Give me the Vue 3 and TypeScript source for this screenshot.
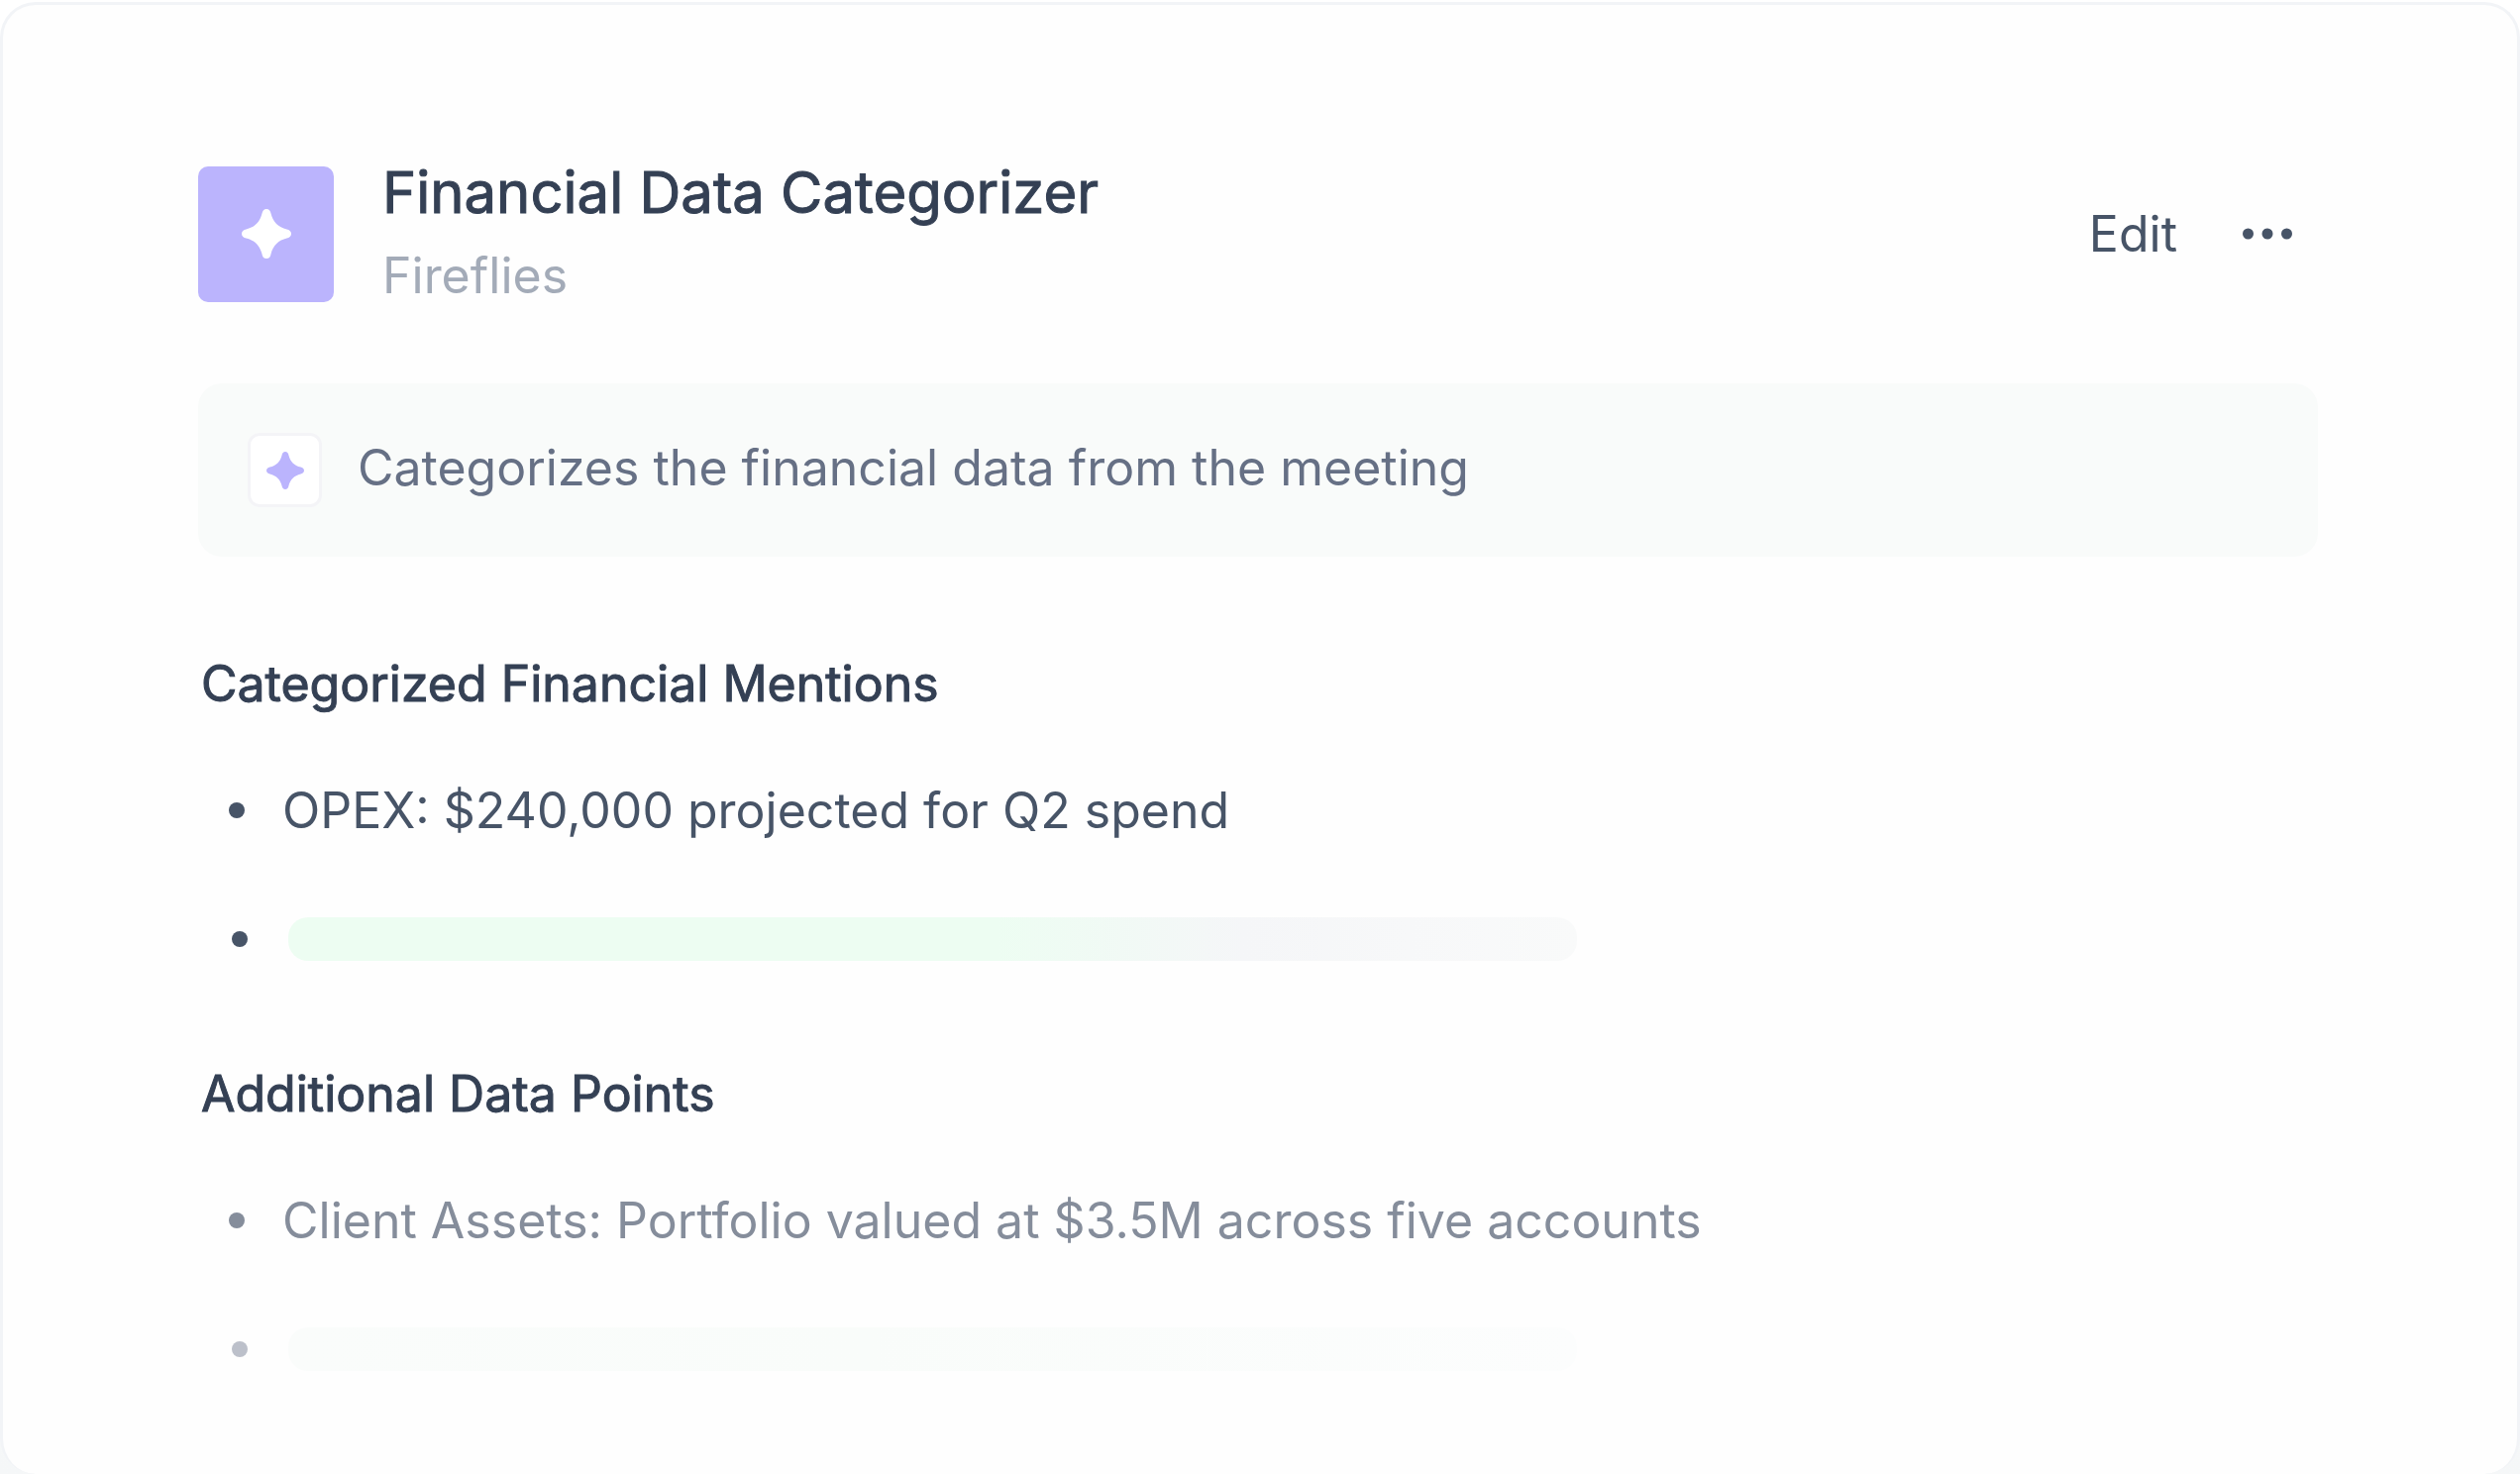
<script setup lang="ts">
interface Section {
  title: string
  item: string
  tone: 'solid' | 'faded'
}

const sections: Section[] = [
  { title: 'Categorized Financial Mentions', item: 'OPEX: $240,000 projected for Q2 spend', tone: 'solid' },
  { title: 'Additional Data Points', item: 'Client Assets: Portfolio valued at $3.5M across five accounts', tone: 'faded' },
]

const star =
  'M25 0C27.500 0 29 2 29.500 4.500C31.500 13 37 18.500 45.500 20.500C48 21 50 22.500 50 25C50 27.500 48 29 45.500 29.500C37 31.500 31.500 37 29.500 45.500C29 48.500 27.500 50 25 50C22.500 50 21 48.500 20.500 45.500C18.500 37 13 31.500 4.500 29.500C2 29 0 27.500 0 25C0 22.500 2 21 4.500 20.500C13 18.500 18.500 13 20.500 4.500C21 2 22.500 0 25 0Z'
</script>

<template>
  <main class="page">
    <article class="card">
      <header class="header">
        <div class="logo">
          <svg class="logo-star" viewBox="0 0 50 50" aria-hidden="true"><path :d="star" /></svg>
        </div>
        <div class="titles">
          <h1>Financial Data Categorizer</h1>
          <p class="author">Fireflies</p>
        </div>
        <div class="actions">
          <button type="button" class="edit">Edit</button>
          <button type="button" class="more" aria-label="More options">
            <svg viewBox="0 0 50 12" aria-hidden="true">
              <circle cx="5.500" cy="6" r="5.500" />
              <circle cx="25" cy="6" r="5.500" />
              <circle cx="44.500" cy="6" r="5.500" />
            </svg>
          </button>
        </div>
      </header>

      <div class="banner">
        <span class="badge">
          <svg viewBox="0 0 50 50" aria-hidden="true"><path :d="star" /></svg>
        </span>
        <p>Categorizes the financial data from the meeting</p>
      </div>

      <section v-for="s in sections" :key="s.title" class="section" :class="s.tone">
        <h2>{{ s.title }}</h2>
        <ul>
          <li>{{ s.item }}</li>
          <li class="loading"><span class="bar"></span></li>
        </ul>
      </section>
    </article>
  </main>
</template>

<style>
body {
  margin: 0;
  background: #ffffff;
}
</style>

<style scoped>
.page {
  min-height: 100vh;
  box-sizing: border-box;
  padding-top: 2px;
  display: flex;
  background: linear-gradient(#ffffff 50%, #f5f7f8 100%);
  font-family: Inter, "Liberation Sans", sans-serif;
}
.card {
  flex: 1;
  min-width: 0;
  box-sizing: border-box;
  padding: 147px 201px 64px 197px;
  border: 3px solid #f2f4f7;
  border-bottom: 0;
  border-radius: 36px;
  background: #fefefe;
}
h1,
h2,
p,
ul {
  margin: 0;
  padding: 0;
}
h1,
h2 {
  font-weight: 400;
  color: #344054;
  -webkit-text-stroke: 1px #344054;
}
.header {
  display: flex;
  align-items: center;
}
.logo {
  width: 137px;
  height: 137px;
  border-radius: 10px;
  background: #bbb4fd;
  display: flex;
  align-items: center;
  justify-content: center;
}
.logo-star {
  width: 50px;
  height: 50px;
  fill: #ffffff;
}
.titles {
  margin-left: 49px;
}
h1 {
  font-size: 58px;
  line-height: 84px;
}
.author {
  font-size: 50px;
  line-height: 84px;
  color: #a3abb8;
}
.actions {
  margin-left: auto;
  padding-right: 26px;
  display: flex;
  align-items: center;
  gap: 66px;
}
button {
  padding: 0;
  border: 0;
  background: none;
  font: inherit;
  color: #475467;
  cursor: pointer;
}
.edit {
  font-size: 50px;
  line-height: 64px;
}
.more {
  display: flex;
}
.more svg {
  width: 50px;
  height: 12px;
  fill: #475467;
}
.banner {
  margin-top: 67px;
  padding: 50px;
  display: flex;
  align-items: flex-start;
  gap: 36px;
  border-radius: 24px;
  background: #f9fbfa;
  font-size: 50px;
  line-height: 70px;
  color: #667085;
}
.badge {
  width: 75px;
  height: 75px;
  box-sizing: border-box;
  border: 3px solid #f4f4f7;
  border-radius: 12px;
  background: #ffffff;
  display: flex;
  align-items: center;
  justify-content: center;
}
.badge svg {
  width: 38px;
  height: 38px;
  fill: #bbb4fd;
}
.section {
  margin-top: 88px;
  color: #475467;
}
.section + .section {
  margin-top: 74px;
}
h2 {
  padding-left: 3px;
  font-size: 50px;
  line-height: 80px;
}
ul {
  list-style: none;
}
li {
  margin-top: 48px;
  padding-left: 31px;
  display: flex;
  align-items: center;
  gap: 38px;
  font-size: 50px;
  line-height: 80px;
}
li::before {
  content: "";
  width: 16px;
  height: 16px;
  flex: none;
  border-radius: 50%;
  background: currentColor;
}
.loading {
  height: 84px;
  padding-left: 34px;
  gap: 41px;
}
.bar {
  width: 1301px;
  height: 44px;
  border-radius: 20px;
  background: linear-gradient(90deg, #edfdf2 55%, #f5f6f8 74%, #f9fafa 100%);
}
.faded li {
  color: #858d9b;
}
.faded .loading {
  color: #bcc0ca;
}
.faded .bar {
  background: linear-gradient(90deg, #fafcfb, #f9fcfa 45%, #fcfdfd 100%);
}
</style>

......

→ WHAT IS ASKED
Return each line from the material above exactly, but not the pictures.

→ RESULT OF THIS EXERCISE
Give me the Vue 3 and TypeScript source for this screenshot.
<script setup lang="ts">
interface Section {
  title: string
  item: string
  tone: 'solid' | 'faded'
}

const sections: Section[] = [
  { title: 'Categorized Financial Mentions', item: 'OPEX: $240,000 projected for Q2 spend', tone: 'solid' },
  { title: 'Additional Data Points', item: 'Client Assets: Portfolio valued at $3.5M across five accounts', tone: 'faded' },
]

const star =
  'M25 0C27.500 0 29 2 29.500 4.500C31.500 13 37 18.500 45.500 20.500C48 21 50 22.500 50 25C50 27.500 48 29 45.500 29.500C37 31.500 31.500 37 29.500 45.500C29 48.500 27.500 50 25 50C22.500 50 21 48.500 20.500 45.500C18.500 37 13 31.500 4.500 29.500C2 29 0 27.500 0 25C0 22.500 2 21 4.500 20.500C13 18.500 18.500 13 20.500 4.500C21 2 22.500 0 25 0Z'
</script>

<template>
  <main class="page">
    <article class="card">
      <header class="header">
        <div class="logo">
          <svg class="logo-star" viewBox="0 0 50 50" aria-hidden="true"><path :d="star" /></svg>
        </div>
        <div class="titles">
          <h1>Financial Data Categorizer</h1>
          <p class="author">Fireflies</p>
        </div>
        <div class="actions">
          <button type="button" class="edit">Edit</button>
          <button type="button" class="more" aria-label="More options">
            <svg viewBox="0 0 50 12" aria-hidden="true">
              <circle cx="5.500" cy="6" r="5.500" />
              <circle cx="25" cy="6" r="5.500" />
              <circle cx="44.500" cy="6" r="5.500" />
            </svg>
          </button>
        </div>
      </header>

      <div class="banner">
        <span class="badge">
          <svg viewBox="0 0 50 50" aria-hidden="true"><path :d="star" /></svg>
        </span>
        <p>Categorizes the financial data from the meeting</p>
      </div>

      <section v-for="s in sections" :key="s.title" class="section" :class="s.tone">
        <h2>{{ s.title }}</h2>
        <ul>
          <li>{{ s.item }}</li>
          <li class="loading"><span class="bar"></span></li>
        </ul>
      </section>
    </article>
  </main>
</template>

<style>
body {
  margin: 0;
  background: #ffffff;
}
</style>

<style scoped>
.page {
  min-height: 100vh;
  box-sizing: border-box;
  padding-top: 2px;
  display: flex;
  background: linear-gradient(#ffffff 50%, #f5f7f8 100%);
  font-family: Inter, "Liberation Sans", sans-serif;
}
.card {
  flex: 1;
  min-width: 0;
  box-sizing: border-box;
  padding: 147px 201px 64px 197px;
  border: 3px solid #f2f4f7;
  border-bottom: 0;
  border-radius: 36px;
  background: #fefefe;
}
h1,
h2,
p,
ul {
  margin: 0;
  padding: 0;
}
h1,
h2 {
  font-weight: 400;
  color: #344054;
  -webkit-text-stroke: 1px #344054;
}
.header {
  display: flex;
  align-items: center;
}
.logo {
  width: 137px;
  height: 137px;
  border-radius: 10px;
  background: #bbb4fd;
  display: flex;
  align-items: center;
  justify-content: center;
}
.logo-star {
  width: 50px;
  height: 50px;
  fill: #ffffff;
}
.titles {
  margin-left: 49px;
}
h1 {
  font-size: 58px;
  line-height: 84px;
}
.author {
  font-size: 50px;
  line-height: 84px;
  color: #a3abb8;
}
.actions {
  margin-left: auto;
  padding-right: 26px;
  display: flex;
  align-items: center;
  gap: 66px;
}
button {
  padding: 0;
  border: 0;
  background: none;
  font: inherit;
  color: #475467;
  cursor: pointer;
}
.edit {
  font-size: 50px;
  line-height: 64px;
}
.more {
  display: flex;
}
.more svg {
  width: 50px;
  height: 12px;
  fill: #475467;
}
.banner {
  margin-top: 67px;
  padding: 50px;
  display: flex;
  align-items: flex-start;
  gap: 36px;
  border-radius: 24px;
  background: #f9fbfa;
  font-size: 50px;
  line-height: 70px;
  color: #667085;
}
.badge {
  width: 75px;
  height: 75px;
  box-sizing: border-box;
  border: 3px solid #f4f4f7;
  border-radius: 12px;
  background: #ffffff;
  display: flex;
  align-items: center;
  justify-content: center;
}
.badge svg {
  width: 38px;
  height: 38px;
  fill: #bbb4fd;
}
.section {
  margin-top: 88px;
  color: #475467;
}
.section + .section {
  margin-top: 74px;
}
h2 {
  padding-left: 3px;
  font-size: 50px;
  line-height: 80px;
}
ul {
  list-style: none;
}
li {
  margin-top: 48px;
  padding-left: 31px;
  display: flex;
  align-items: center;
  gap: 38px;
  font-size: 50px;
  line-height: 80px;
}
li::before {
  content: "";
  width: 16px;
  height: 16px;
  flex: none;
  border-radius: 50%;
  background: currentColor;
}
.loading {
  height: 84px;
  padding-left: 34px;
  gap: 41px;
}
.bar {
  width: 1301px;
  height: 44px;
  border-radius: 20px;
  background: linear-gradient(90deg, #edfdf2 55%, #f5f6f8 74%, #f9fafa 100%);
}
.faded li {
  color: #858d9b;
}
.faded .loading {
  color: #bcc0ca;
}
.faded .bar {
  background: linear-gradient(90deg, #fafcfb, #f9fcfa 45%, #fcfdfd 100%);
}
</style>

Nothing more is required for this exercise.